Génesis de la Constitución

Como hemos dicho, las Cortes de Cádiz, convocadas ante la grave situación de un país ocupado por los franceses, celebraron su primera sesión el 24 de septiembre de 1810. Ya por entonces, en el mismo mes, aparecieron comentarios en la prensa gaditana sobre la conveniencia de realizar una Constitución. El primero fue de El Conciso, que en su número de 28 de septiembre de ese año proponía elaborar un «código de leyes que contenga el torrente del despotismo y forme costumbres puras y liberales». Esta sugerencia, con claro contenido político, habría de convertirse enseguida en algo de lo que se hablará de forma clara y sin ambages en los medios de la opinión pública y, por supuesto, en las Cortes.

En el seno de la asamblea, el punto de arranque puede situarse en cierto escrito que Pedro Cevallos, enviado por la Junta Central a Londres, remitió desde la capital inglesa instando a las Cortes a que elaboraran una nueva Constitución. De ese texto de Cevallos, en el que manifestó «lo conducente que será formar la Constitución del Reino» se dio cuenta en la sesión de 7 de diciembre. Al día siguiente, Mejía Lequerica propuso que los diputados declarasen que «no se separarán sin haber hecho una Constitución», provocando un debate en el que se declaró que «la nueva Constitución que debía formarse […] era uno de los principales objetivos de las Cortes». Otro diputado, Oliveros, presentó una proposición, que fue aprobada, para que se nombrase la Comisión que propusiera un proyecto de Constitución política de la Monarquía. De esa Comisión formaban parte diez diputados peninsulares (Argüelles, Valiente, Ric, Gutiérrez de la Huerta, Pérez de Castro, Cañedo, Espiga, Oliveros, Muñoz Torrero y Rodríguez de la Bárcena) y tres americanos (Morales, Fernández de Leyva y Antonio Joaquín Pérez), a los que se añadieron enseguida otros dos americanos más, Jáuregui y Mendiola, representantes de Cuba y México. Con ello, la Comisión quedó compuesta por quince diputados, de los que un tercio eran de ultramar.

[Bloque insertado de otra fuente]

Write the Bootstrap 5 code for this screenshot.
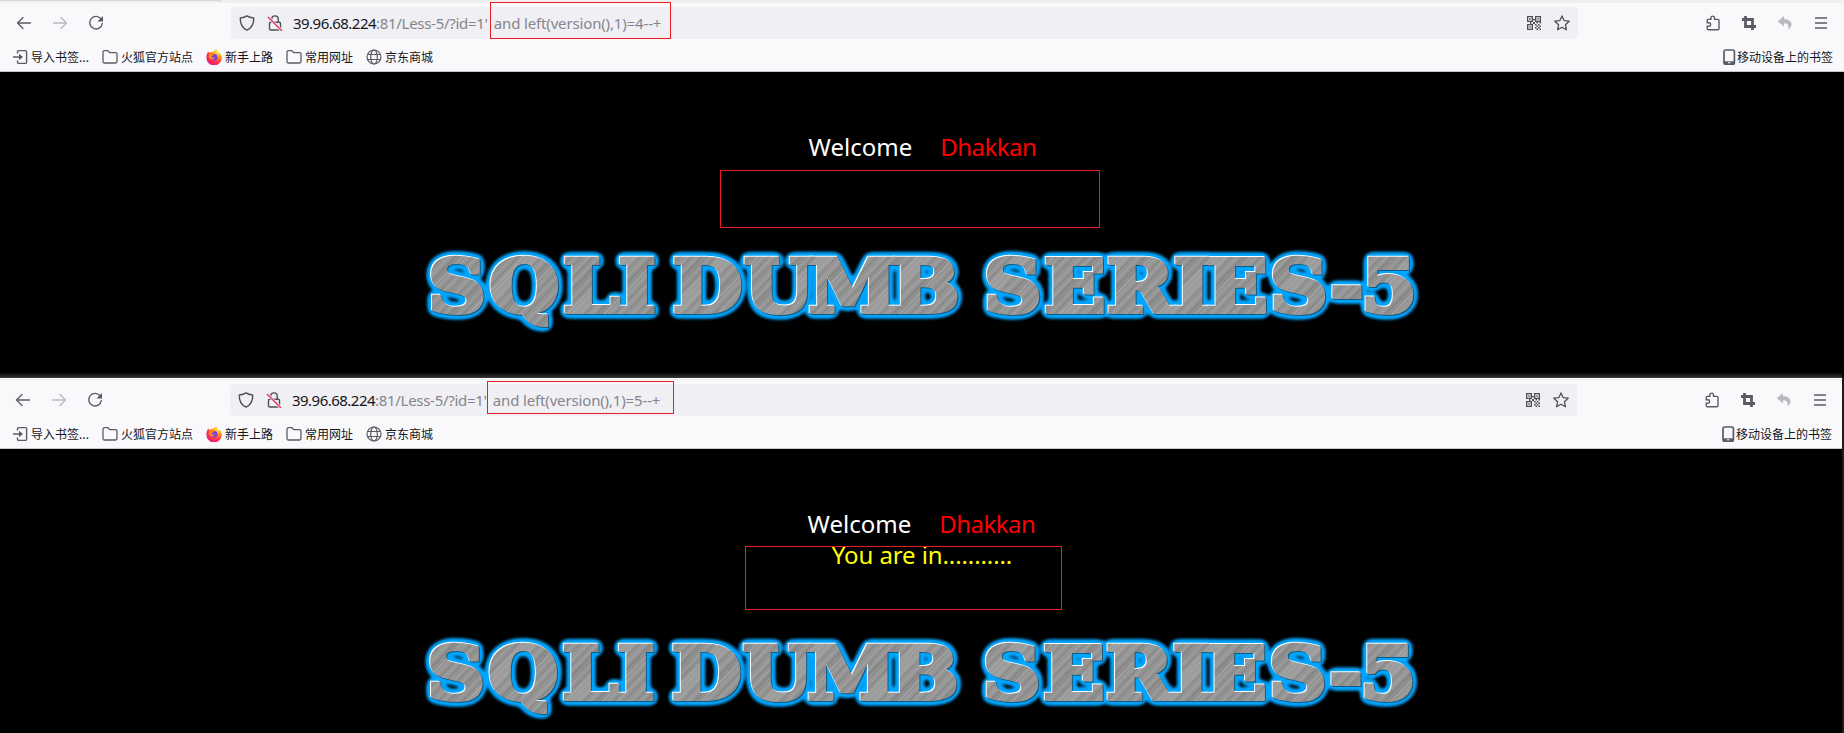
<!DOCTYPE html>
<html lang="zh-CN">
<head>
<meta charset="utf-8">
<title>Less-5</title>
<link href="https://cdn.jsdelivr.net/npm/bootstrap@5.3.0/dist/css/bootstrap.min.css" rel="stylesheet">
<style>
body{background:#000;font-family:"Noto Sans","Noto Sans CJK SC",sans-serif;height:733px;overflow:hidden}
.browser{height:377px}
.browser.second{height:356px;width:1842px}
.strip{height:3px;background:#efefef}
.strip i{display:block;height:1px;width:222px;background:#d8d8da}
.second .strip{background:linear-gradient(#333 0 1px,#fff 1px 2px,#ececee 2px)}
.second .strip i{display:none}
.shade{height:5px;margin-top:-5px;background:linear-gradient(#000,#2c2c2c)}
.chrome{background:#f9f9fb;border-bottom:1px solid #c8c8cc;height:69px;color:#5b5b66}
.tools{height:40px;padding:0 15px 0 16px}
.second .tools{padding-left:15px;padding-right:14px}
.tools svg,.marks svg{width:16px;height:16px;flex:none;display:block}
.nav-btns{gap:20px;width:215px}
.url{width:1346.5px;height:32px;background:#f0f0f4;border-radius:4px;padding:0 8px 0 8px;color:#85858c;font-size:15px;white-space:pre}
.url svg{color:#4f4f5a}
.url .txt{margin-left:10px;line-height:30px;margin-top:-1px}
.host{color:#15141a;letter-spacing:-.52px}
.path{letter-spacing:-.3px}
.query{letter-spacing:-.15px;margin-left:2.5px}
.actions{gap:20px}
.marks{height:28px;padding:0 11px 0 12px;font:12px/16px "Noto Sans CJK SC",sans-serif;color:#15141a}
.second .marks{padding-left:12px;padding-right:10px}
.marks svg{color:#5b5b66;margin-right:3px}
.marks .item{margin-right:13px;display:flex;align-items:center;white-space:nowrap}
.site{color:#fff;font-size:24px;line-height:31px;padding-top:59px;height:305px}
.second .site{height:284px}
.hello{gap:28px;height:31px;white-space:nowrap;padding-left:1px}
.reply{height:31px;color:#ff0;letter-spacing:-.1px;padding-left:2px}
.red{color:#f00;letter-spacing:-.5px}
.banner{display:block;width:1020px;height:110px;margin:42px 0 0 410px}
.second .banner{margin:52px 0 0 409px}
.banner text{font:bold 72.5px "DejaVu Serif",serif}
.mark-box{position:absolute;border:1px solid #ed1c24}
.m1{left:490px;top:2px;width:181px;height:37px}
.m2{left:720px;top:170px;width:380px;height:58px}
.m3{left:487px;top:381px;width:187px;height:33px}
.m4{left:745px;top:546px;width:317px;height:64px}
.edge{left:1842px;top:377px;width:2px;height:356px;background:#1c1c1c}
</style>
</head>
<body class="position-relative">
<svg width="0" height="0" class="position-absolute">
<defs>
<g id="back" fill="none" stroke="currentColor" stroke-width="1.3" stroke-linecap="round" stroke-linejoin="round"><path d="M14.500 8H1.500M7 2.500L1.500 8L7 13.500"/></g>
<g id="reload"><path d="M13.300 4.200A6.300 6.300 0 1 0 14.300 8.500" fill="none" stroke="currentColor" stroke-width="1.400" stroke-linecap="round"/><path d="M15 1v5.600H9.400z" fill="currentColor"/></g>
<path id="shield" d="M8 .9C6.300 2.200 4 2.800 1.300 3c-.3 5.400 1.700 9.700 6.700 12.100C13 12.700 15 8.400 14.700 3 12 2.800 9.700 2.200 8 .9z" fill="none" stroke="currentColor" stroke-width="1.400" stroke-linejoin="round"/>
<g id="lock" fill="none" stroke="currentColor" stroke-width="1.400"><rect x="2.500" y="7.300" width="11" height="7.700" rx="1.300"/><path d="M4.700 7V4.200a3.300 3.300 0 0 1 6.600 0V7"/><path d="M1 2l14 14" stroke="#f0f0f4" stroke-width="3"/><path d="M1 2l14 14" stroke="#e8375c"/></g>
<g id="qr" fill="currentColor"><path fill-rule="evenodd" d="M1 1h6v6H1zM2.300 2.300v3.400h3.400V2.300zM9 1h6v6H9zM10.300 2.300v3.400h3.400V2.300zM1 9h6v6H1zM2.300 10.300v3.400h3.400v-3.400z"/><path d="M3.300 3.300h1.400v1.400H3.300zM11.300 3.300h1.400v1.400h-1.400zM3.300 11.300h1.400v1.400H3.300zM7 4h2v1.300H7zM4 7h1.300v2H4zM7 7h2v2H7zM9 9h1.500v1.500H9zM12 9h1.500v1.500H12zM10.500 10.500H12V12h-1.500zM13.500 10.500H15V12h-1.500zM9 12h1.500v1.500H9zM12 12h1.500v1.500H12zM10.500 13.500H12V15h-1.500zM13.500 13.500H15V15h-1.500zM10.500 7H12v1.500h-1.500zM13.500 7H15v1.500h-1.500z"/></g>
<path id="star" d="M8 .9l2.100 4.700 5.100.6-3.800 3.500 1 5.100L8 12.300l-4.400 2.500 1-5.100L.8 6.200l5.100-.6z" fill="none" stroke="currentColor" stroke-width="1.300" stroke-linejoin="round"/>
<path id="puzzle" d="M2.200 7.800V5.600c0-.7.500-1.200 1.200-1.200h2.500V2.900a1.800 1.800 0 0 1 3.600 0v1.500h3.300c.7 0 1.200.5 1.200 1.200v8c0 .7-.5 1.200-1.200 1.200H3.400c-.7 0-1.200-.5-1.200-1.200v-2.300h1.700a1.750 1.750 0 0 0 0-3.500z" fill="none" stroke="currentColor" stroke-width="1.400"/>
<path id="crop" d="M4.500 1v10.500H15M1 4.500h10.500V15" fill="none" stroke="currentColor" stroke-width="2.800"/>
<path id="undo" d="M7 1L.8 6.300 7 11.500V8.300c3 0 5.200.8 4.500 6.400C17 9.500 14.500 4.200 7 4.200z" fill="#b9b9be"/>
<path id="menu" d="M2 3h12M2 8h12M2 13h12" stroke="currentColor" stroke-width="1.300"/>
<g id="import"><path d="M5.500 4.500V2.800c0-.7.500-1.200 1.200-1.200h6.700c.7 0 1.200.5 1.200 1.200v10.400c0 .7-.5 1.200-1.200 1.200H6.700c-.7 0-1.200-.5-1.200-1.200v-1.700M1 8h7" fill="none" stroke="currentColor" stroke-width="1.400"/><path d="M7 4.800L11 8l-4 3.200z" fill="currentColor"/></g>
<path id="folder" d="M1 12.600V3.200C1 2.300 1.600 1.700 2.500 1.700h3.300l2 2h5.900c.8 0 1.300.6 1.300 1.400v7.500c0 .9-.6 1.400-1.400 1.400H2.400C1.500 14 1 13.500 1 12.600z" fill="none" stroke="currentColor" stroke-width="1.300"/>
<g id="globe" fill="none" stroke="currentColor" stroke-width="1.200"><circle cx="8" cy="8" r="7"/><ellipse cx="8" cy="8" rx="3.300" ry="7"/><path d="M1.500 5.500h13M1.500 10.500h13"/></g>
<g id="phone" ><rect x="3" y="1" width="10.400" height="14.300" rx="1.500" fill="none" stroke="currentColor" stroke-width="1.700"/><path d="M3 12.300h10.400V15H3z" fill="currentColor"/><path d="M7 13.800h2.400" stroke="#fff"/></g>
<radialGradient id="fire" cx=".75" cy=".15" r="1"><stop offset="0" stop-color="#fff44f"/><stop offset=".35" stop-color="#ff980e"/><stop offset=".65" stop-color="#ff3647"/><stop offset="1" stop-color="#e31587"/></radialGradient>
<g id="fox"><path d="M10 0c1 1 1.600 2 1.800 3.200C14.500 4 16 6.500 15.800 9A7.700 7.700 0 0 1 .4 8.500C.3 6 1 4 2.400 2.400L3.200 4l2-.9c1.700-.4 3.800-.7 4.800-3.100z" fill="url(#fire)"/><circle cx="8.200" cy="8.200" r="3.300" fill="#7542e5"/><path d="M3 5c2-1 3.500-.3 4.800.8-.5 1-2 .8-2.300 1.700.5 1.500 2.500 1.300 3.500.6-.2 2.800-5.400 3.400-6.200-.1z" fill="#ff8a16"/></g>
<!-- brushed steel -->
<pattern id="steel" width="67" height="600" patternUnits="userSpaceOnUse" patternTransform="rotate(41)">
<rect width="67" height="600" fill="#959595"/>
<path d="M14 0v600M48 0v600" stroke="#8f8f8f" stroke-width="9"/>
<path d="M31 0v600" stroke="#9c9c9c" stroke-width="10"/>
<path d="M2 0v600M9 0v600M17.500 0v600M28 0v600M33 0v600M41 0v600M53 0v600M60 0v600" stroke="#a8a8a8" stroke-width=".8"/>
<path d="M5 0v600M12 0v600M21 0v600M36.500 0v600M45 0v600M57 0v600M64 0v600" stroke="#7c7c7c" stroke-width=".8"/>
<path d="M24.500 0v600M50 0v600" stroke="#b8b8b8" stroke-width=".7"/>
</pattern>
<filter id="glow" filterUnits="userSpaceOnUse" x="0" y="0" width="1020" height="110" color-interpolation-filters="sRGB">
<feGaussianBlur in="SourceAlpha" stdDeviation="3.200" result="b"/>
<feComponentTransfer in="b" result="grown"><feFuncA type="linear" slope="8" intercept="-.4"/></feComponentTransfer>
<feFlood flood-color="#00a5ff"/><feComposite in2="grown" operator="in" result="blue"/>
<feGaussianBlur in="blue" stdDeviation="1.800" result="halo"/>
<feOffset in="SourceAlpha" dx="-.7" dy="-.7" result="o1"/><feFlood flood-color="#fff"/><feComposite in2="o1" operator="in" result="light"/>
<feOffset in="SourceAlpha" dx=".9" dy=".9" result="o2"/><feFlood flood-color="#155a80"/><feComposite in2="o2" operator="in" result="dark"/>
<feMerge><feMergeNode in="halo"/><feMergeNode in="halo"/><feMergeNode in="dark"/><feMergeNode in="light"/><feMergeNode in="SourceGraphic"/></feMerge>
</filter>
</defs>
</svg>

<div class="browser">
  <div class="strip"><i></i></div>
  <div class="chrome">
    <div class="tools d-flex align-items-center">
      <div class="nav-btns d-flex">
        <svg><use href="#back"/></svg>
        <svg opacity=".4"><use href="#back" transform="matrix(-1 0 0 1 16 0)"/></svg>
        <svg><use href="#reload"/></svg>
      </div>
      <div class="url d-flex align-items-center">
        <svg><use href="#shield"/></svg><svg style="margin-left:12px"><use href="#lock"/></svg>
        <div class="txt me-auto"><span class="host">39.96.68.224</span><span class="path">:81/Less-5/?id=1'</span><span class="query"> and left(version(),1)=4--+</span></div>
        <svg class="me-1"><use href="#qr"/></svg><svg class="ms-2"><use href="#star"/></svg>
      </div>
      <div class="actions d-flex ms-auto">
        <svg><use href="#puzzle"/></svg><svg><use href="#crop"/></svg><svg><use href="#undo"/></svg><svg><use href="#menu"/></svg>
      </div>
    </div>
    <div class="marks d-flex align-items-center">
      <span class="item"><svg><use href="#import"/></svg>导入书签...</span>
      <span class="item"><svg><use href="#folder"/></svg>火狐官方站点</span>
      <span class="item"><svg><use href="#fox"/></svg>新手上路</span>
      <span class="item"><svg><use href="#folder"/></svg>常用网址</span>
      <span class="item"><svg><use href="#globe"/></svg>京东商城</span>
      <span class="item ms-auto me-0"><svg class="me-0"><use href="#phone"/></svg>移动设备上的书签</span>
    </div>
  </div>
  <div class="site">
    <div class="hello d-flex justify-content-center"><span>Welcome</span><span class="red">Dhakkan</span></div>
    <div class="reply"></div>
    <svg class="banner" viewBox="0 0 1020 110"><g filter="url(#glow)"><text y="77.500" transform="scale(1.11 1)" fill="url(#steel)" stroke="url(#steel)" stroke-width="4" x="16.200 71.500 138 187.600 220 236.800 301 359 434 491 517 571.500 628 688 717.500 774.500 829 857">SQLI DUMB SERIES-5</text></g></svg>
  </div>
</div>

<div class="browser second">
  <div class="shade"></div>
  <div class="strip"><i></i></div>
  <div class="chrome">
    <div class="tools d-flex align-items-center">
      <div class="nav-btns d-flex">
        <svg><use href="#back"/></svg>
        <svg opacity=".4"><use href="#back" transform="matrix(-1 0 0 1 16 0)"/></svg>
        <svg><use href="#reload"/></svg>
      </div>
      <div class="url d-flex align-items-center">
        <svg><use href="#shield"/></svg><svg style="margin-left:12px"><use href="#lock"/></svg>
        <div class="txt me-auto"><span class="host">39.96.68.224</span><span class="path">:81/Less-5/?id=1'</span><span class="query"> and left(version(),1)=5--+</span></div>
        <svg class="me-1"><use href="#qr"/></svg><svg class="ms-2"><use href="#star"/></svg>
      </div>
      <div class="actions d-flex ms-auto">
        <svg><use href="#puzzle"/></svg><svg><use href="#crop"/></svg><svg><use href="#undo"/></svg><svg><use href="#menu"/></svg>
      </div>
    </div>
    <div class="marks d-flex align-items-center">
      <span class="item"><svg><use href="#import"/></svg>导入书签...</span>
      <span class="item"><svg><use href="#folder"/></svg>火狐官方站点</span>
      <span class="item"><svg><use href="#fox"/></svg>新手上路</span>
      <span class="item"><svg><use href="#folder"/></svg>常用网址</span>
      <span class="item"><svg><use href="#globe"/></svg>京东商城</span>
      <span class="item ms-auto me-0"><svg class="me-0"><use href="#phone"/></svg>移动设备上的书签</span>
    </div>
  </div>
  <div class="site">
    <div class="hello d-flex justify-content-center"><span>Welcome</span><span class="red">Dhakkan</span></div>
    <div class="reply text-center">You are in...........</div>
    <svg class="banner" viewBox="0 0 1020 110"><g filter="url(#glow)"><text y="77.500" transform="scale(1.11 1)" fill="url(#steel)" stroke="url(#steel)" stroke-width="4" x="16.200 71.500 138 187.600 220 236.800 301 359 434 491 517 571.500 628 688 717.500 774.500 829 857">SQLI DUMB SERIES-5</text></g></svg>
  </div>
</div>

<div class="mark-box m1"></div>
<div class="mark-box m2"></div>
<div class="mark-box m3"></div>
<div class="mark-box m4"></div>
<div class="edge position-absolute"></div>
<script src="https://cdn.jsdelivr.net/npm/bootstrap@5.3.0/dist/js/bootstrap.bundle.min.js"></script>
</body>
</html>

La Comisión presentó a las Cortes el 4 de enero de 1811 la minuta de un decreto instando a los ciudadanos a colaborar en la obra de la Constitución; decreto que fue aprobado ese mismo día. En la primera sesión, la Comisión acordó invitar a algunos sujetos instruidos para que la ilustraran con sus consejos y conocimientos. Se previó también que el número de estos expertos invitados a colaborar sería entre tres y cinco, pese a lo cual solo fue convocado uno, Antonio Ranz Romanillos, hombre de opiniones cambiantes y confusos antecedentes. El 20 de marzo, Ranz asistió a la reunión y leyó lo que tenía preparado, a lo que siguieron otras varias sesiones, de forma que en julio estaban redactados los tres primeros títulos. Tras otras varias reuniones, a mediados de noviembre se terminó de discutir el proyecto, dedicándose las sesiones siguientes a diversas correcciones y retoques, o también a la reconsideración de algunos asuntos de mayor importancia.

Desde un punto de vista procedimental, la Comisión no aguardó a finalizar el examen del proyecto para presentarlo al pleno de las Cortes, sino que, tal vez por sentirse urgida por los que la acusaban de lentitud, adelantó primero una parte y luego presentó el resto. En teoría, el texto de la Comisión debiera ser un preámbulo de cara al gran debate plenario, pero en realidad ese debate había tenido lugar en la propia Comisión, pues el trabajo de ella fue decisivo dado el número de artículos que se aprobaron en el pleno sin debate o sin enmiendas. Hubo así capítulos y títulos enteros que fueron dados por buenos sin discusión ninguna.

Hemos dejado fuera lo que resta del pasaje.